═══ Provided entries ═══

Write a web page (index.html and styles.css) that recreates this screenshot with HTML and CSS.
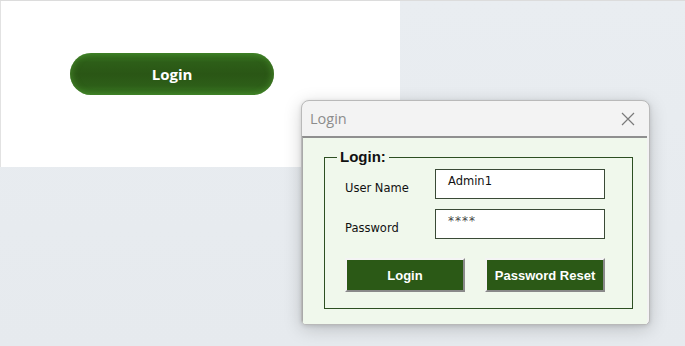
FILE: index.html
```html
<!DOCTYPE html>
<html>
<head>
<meta charset="utf-8">
<link rel="stylesheet" href="styles.css">
</head>
<body>
<div class="desktop">
  <div class="panel">
    <button class="pill">Login</button>
  </div>
  <div class="dialog">
    <div class="titlebar">
      <span class="title">Login</span>
      <svg class="close" width="14" height="14" viewBox="0 0 14 14"><path d="M1 1L13 13M13 1L1 13" stroke="#7a7a7a" stroke-width="1.2" fill="none"/></svg>
    </div>
    <div class="body">
      <fieldset class="group">
        <legend>Login:</legend>
        <div class="row">
          <span class="label">User Name</span>
          <div class="field">Admin1</div>
        </div>
        <div class="row">
          <span class="label">Password</span>
          <div class="field pw">****</div>
        </div>
        <div class="buttons">
          <button class="btn">Login</button>
          <button class="btn">Password Reset</button>
        </div>
      </fieldset>
    </div>
  </div>
</div>
</body>
</html>
```

FILE: styles.css
```css
html, body {
  margin: 0;
  padding: 0;
}
body {
  width: 685px;
  height: 346px;
  overflow: hidden;
  background: linear-gradient(180deg, #e9edf1 0%, #e6eaee 100%);
}
.desktop {
  position: relative;
  width: 685px;
  height: 346px;
  border-top: 1px solid #dcdcdc;
  box-sizing: border-box;
}
.panel {
  width: 400px;
  height: 166px;
  background: #ffffff;
  border-left: 1px solid #e2e2e2;
  box-sizing: border-box;
  padding: 52px 0 0 69px;
}
.pill {
  display: block;
  width: 204px;
  height: 42px;
  border: none;
  border-radius: 21px;
  background: linear-gradient(180deg, #3a7a23 0%, #2d5e18 22%, #2a5615 50%, #2d5e18 78%, #3b7b24 100%);
  box-shadow: inset 4px 0 6px -2px rgba(80,150,50,0.6), inset -4px 0 6px -2px rgba(80,150,50,0.6);
  color: #ffffff;
  font-family: "Open Sans", "Liberation Sans", sans-serif;
  font-weight: 700;
  font-size: 15px;
  padding: 0;
  cursor: pointer;
}
.dialog {
  position: absolute;
  left: 301px;
  top: 99px;
  width: 349px;
  height: 225px;
  box-sizing: border-box;
  border: 1px solid #b9b9b9;
  border-radius: 8px 8px 5px 5px;
  background: #f3f3f3;
  box-shadow: 0 4px 18px rgba(0,0,0,0.18), 0 1px 4px rgba(0,0,0,0.12);
  display: flex;
  flex-direction: column;
  overflow: hidden;
}
.titlebar {
  height: 35px;
  display: flex;
  align-items: center;
  justify-content: space-between;
  padding: 0 14px 0 8px;
  flex: none;
}
.title {
  font-family: "Open Sans", "Noto Sans", sans-serif;
  font-size: 14.5px;
  color: #8c8c8c;
}
.close {
  display: block;
}
.body {
  flex: 1;
  background: #f0f8ec;
  border-top: 2px solid #8f8f8f;
  border-left: 1px solid #a9a9a9;
  margin-right: 2px;
  padding: 13px 0 0 21px;
}
.group {
  margin: 0;
  width: 309px;
  height: 159px;
  box-sizing: border-box;
  border: 1px solid #2d4f22;
  padding: 0 0 0 20px;
  position: relative;
  top: -1px;
}
.group legend {
  font-family: "Liberation Sans", Arial, sans-serif;
  font-weight: 700;
  font-size: 15px;
  color: #111111;
  padding: 0 3px;
  margin-left: -8px;
  line-height: 14px;
}
.row {
  display: flex;
  align-items: center;
  height: 30px;
  margin-top: 10px;
}
.row:first-of-type {
  margin-top: 5px;
}
.label {
  width: 90px;
  font-family: "DejaVu Sans", sans-serif;
  font-size: 11.5px;
  color: #111111;
  padding-top: 8px;
}
.field {
  width: 170px;
  height: 30px;
  box-sizing: border-box;
  border: 1px solid #3a4a36;
  background: #ffffff;
  font-family: "DejaVu Sans", sans-serif;
  font-size: 11.5px;
  color: #111111;
  padding: 4px 0 0 12px;
}
.field.pw {
  color: #444444;
  letter-spacing: 1px;
  font-size: 12px;
}
.buttons {
  display: flex;
  gap: 20px;
  margin-top: 19px;
}
.btn {
  width: 120px;
  height: 34px;
  box-sizing: border-box;
  border-style: solid;
  border-width: 2px;
  border-color: #f4f4f4 #8a8a8a #8a8a8a #f4f4f4;
  background: #2b5916;
  color: #ffffff;
  font-family: "Liberation Sans", Arial, sans-serif;
  font-weight: 700;
  font-size: 13px;
  padding: 0;
}
```
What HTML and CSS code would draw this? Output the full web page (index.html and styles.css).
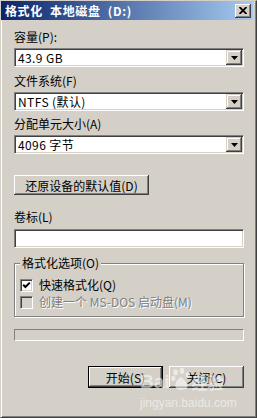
FILE: index.html
```html
<!doctype html>
<html lang="zh-CN">
  <head>
    <meta charset="utf-8" />
    <title>格式化 本地磁盘 (D:)</title>
    <link rel="stylesheet" href="styles.css">
  </head>
  <body>
    <div class="window">
      <div class="titlebar">
        <span class="title">格式化 本地磁盘 (D:)</span>
        <span class="close_btn">
          <svg width="8" height="7" viewBox="0 0 8 7">
            <path d="M0.5 0 L7.5 7 M7.5 0 L0.5 7" stroke="#000" stroke-width="1.8" />
          </svg>
        </span>
      </div>

      <div class="content">
        <div class="label first_label">容量(P):</div>
        <div class="combo">
          <span class="combo_text">43.9 GB</span>
          <span class="combo_btn"><svg width="7" height="4" viewBox="0 0 7 4"><polygon points="0,0 7,0 3.5,4" fill="#000" /></svg></span>
        </div>

        <div class="label fs_label">文件系统(F)</div>
        <div class="combo">
          <span class="combo_text">NTFS (默认)</span>
          <span class="combo_btn"><svg width="7" height="4" viewBox="0 0 7 4"><polygon points="0,0 7,0 3.5,4" fill="#000" /></svg></span>
        </div>

        <div class="label unit_label">分配单元大小(A)</div>
        <div class="combo">
          <span class="combo_text">4096 字节</span>
          <span class="combo_btn"><svg width="7" height="4" viewBox="0 0 7 4"><polygon points="0,0 7,0 3.5,4" fill="#000" /></svg></span>
        </div>

        <div class="btn reset_btn">还原设备的默认值(D)</div>

        <div class="label volume_label">卷标(L)</div>
        <div class="textbox"></div>

        <fieldset class="options">
          <legend>格式化选项(O)</legend>
          <div class="check_row">
            <span class="checkbox">
              <svg width="9" height="9" viewBox="0 0 9 9">
                <polyline points="1.2,3.8 3.4,6 7.8,1.6" fill="none" stroke="#000" stroke-width="2" />
              </svg>
            </span>
            <span>快速格式化(Q)</span>
          </div>
          <div class="check_row disabled">
            <span class="checkbox"></span>
            <span>创建一个 MS-DOS 启动盘(M)</span>
          </div>
        </fieldset>

        <div class="progress"></div>

        <div class="btn_row">
          <div class="btn default_btn">开始(S)</div>
          <div class="btn">关闭(C)</div>
        </div>
      </div>

      <!-- 워터마크 -->
      <div class="watermark">
        <div class="wm_logo">
          <span>Bai</span>
          <svg width="20" height="27" viewBox="0 0 22 26">
            <ellipse cx="5" cy="5" rx="2.6" ry="3.4" />
            <ellipse cx="12" cy="3.5" rx="2.6" ry="3.4" />
            <ellipse cx="18.5" cy="8" rx="2.4" ry="3" />
            <ellipse cx="2.5" cy="12" rx="2.3" ry="3" />
            <path d="M11 10 C6 13 3 19 6 23 C9 26 14 24 17 23 C20 21 17 15 11 10 Z" />
          </svg>
          <span class="wm_cn">经验</span>
        </div>
        <div class="wm_url">jingyan.baidu.com</div>
      </div>
    </div>
  </body>
</html>
```

FILE: styles.css
```css
body {
  margin: 0;
  background: #d4d0c8;
  font-family: "Noto Sans CJK SC", "DejaVu Sans", sans-serif;
  font-size: 12px;
  color: #000;
}

.window {
  position: relative;
  width: 257px;
  height: 418px;
  box-sizing: border-box;
  border-style: solid;
  border-width: 1px;
  border-color: #d4d0c8 #404040 #404040 #d4d0c8;
  box-shadow: inset 1px 0 #fff, inset -1px -1px #808080;
  background: #d4d0c8;
  overflow: hidden;
}

.titlebar {
  display: flex;
  align-items: center;
  justify-content: space-between;
  height: 19px;
  margin-right: 3px;
  padding-left: 4px;
  padding-right: 2px;
  background: linear-gradient(to right, #0a246a, #a6caf0);
}

.title {
  color: #fff;
  font-weight: bold;
  font-size: 12px;
  line-height: 14px;
  letter-spacing: 0.6px;
  word-spacing: 4px;
  white-space: pre;
}

.close_btn {
  display: flex;
  justify-content: center;
  align-items: center;
  width: 16px;
  height: 14px;
  background: #d4d0c8;
  box-shadow: inset -1px -1px #404040, inset 1px 1px #fff, inset -2px -2px #808080;
}

.content {
  padding: 10px 12px 0 13px;
}

.label {
  height: 14px;
  line-height: 14px;
  white-space: pre;
}

.fs_label {
  margin-top: 7px;
}
.unit_label {
  margin-top: 6px;
}
.volume_label {
  margin-top: 15px;
}

.combo,
.textbox {
  display: flex;
  height: 19px;
  margin-top: 4px;
  box-sizing: border-box;
  padding: 1px;
  background: #fff;
  border: 1px solid;
  border-color: #808080 #fff #fff #808080;
  box-shadow: inset 1px 1px #404040, inset -1px -1px #d4d0c8;
}

.textbox {
  margin-top: 5px;
}

.combo_text {
  flex: 1;
  padding-left: 2px;
  line-height: 15px;
  letter-spacing: 0.4px;
  white-space: pre;
}

.combo_btn {
  display: flex;
  justify-content: center;
  align-items: center;
  width: 16px;
  height: 15px;
  background: #d4d0c8;
  box-shadow: inset -1px -1px #404040, inset 1px 1px #d4d0c8, inset -2px -2px #808080, inset 2px 2px #fff;
}

.btn {
  display: flex;
  justify-content: center;
  align-items: center;
  height: 21px;
  box-sizing: border-box;
  background: #d4d0c8;
  box-shadow: inset -1px -1px #404040, inset 1px 1px #fff, inset -2px -2px #808080;
  white-space: pre;
}

.reset_btn {
  width: 135px;
  height: 20px;
  margin-top: 21px;
}

.options {
  margin: 8px 0 0 0;
  padding: 0 0 7px 5px;
  border: 1px solid #808080;
  box-shadow: inset 1px 1px #fff, 1px 1px #fff;
}

.options legend {
  padding: 0 2px;
  line-height: 14px;
  background: #d4d0c8;
}

.check_row {
  display: flex;
  align-items: center;
  gap: 6px;
  height: 14px;
  line-height: 14px;
  margin-top: 8px;
  white-space: pre;
}

.check_row + .check_row {
  margin-top: 3px;
}

.checkbox {
  display: flex;
  justify-content: center;
  align-items: center;
  width: 13px;
  height: 13px;
  box-sizing: border-box;
  background: #fff;
  border: 1px solid;
  border-color: #808080 #fff #fff #808080;
  box-shadow: inset 1px 1px #404040, inset -1px -1px #d4d0c8;
}

.disabled {
  color: #808080;
  text-shadow: 1px 1px #fff;
}

.disabled .checkbox {
  background: #d4d0c8;
}

.progress {
  height: 12px;
  margin-top: 12px;
  box-sizing: border-box;
  border: 1px solid;
  border-color: #808080 #fff #fff #808080;
}

.btn_row {
  display: flex;
  justify-content: flex-end;
  gap: 6px;
  margin-top: 25px;
}

.btn_row .btn {
  width: 75px;
  height: 22px;
}

.default_btn {
  border: 1px solid #000;
}

.watermark {
  position: absolute;
  left: 139px;
  top: 361px;
  color: rgba(255, 255, 255, 0.55);
  fill: rgba(255, 255, 255, 0.55);
  pointer-events: none;
}

.wm_logo {
  display: flex;
  align-items: flex-end;
  height: 31px;
  font-family: "Liberation Sans", sans-serif;
  font-size: 19px;
  font-weight: bold;
  line-height: 22px;
}

.wm_logo svg {
  margin-left: 1px;
}

.wm_cn {
  font-family: "Noto Sans CJK SC", sans-serif;
  font-size: 16px;
  margin-left: 1px;
}

.wm_url {
  margin-top: 3px;
  font-family: "Liberation Sans", sans-serif;
  font-size: 12px;
  line-height: 14px;
}
```
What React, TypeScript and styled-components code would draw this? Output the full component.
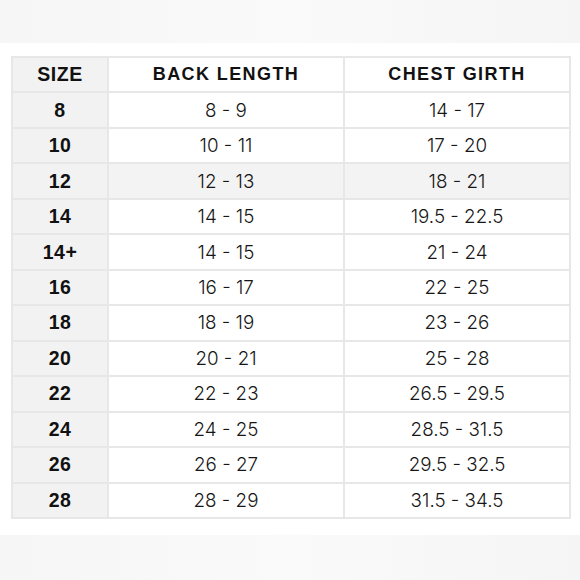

═══

» **Work instructions**
Pick out every line holding the string "What" and return it.

» **Problem solution**
What HTML and CSS code would draw this? Output the full web page (index.html and styles.css).
What React, TypeScript and styled-components code would draw this? Output the full component.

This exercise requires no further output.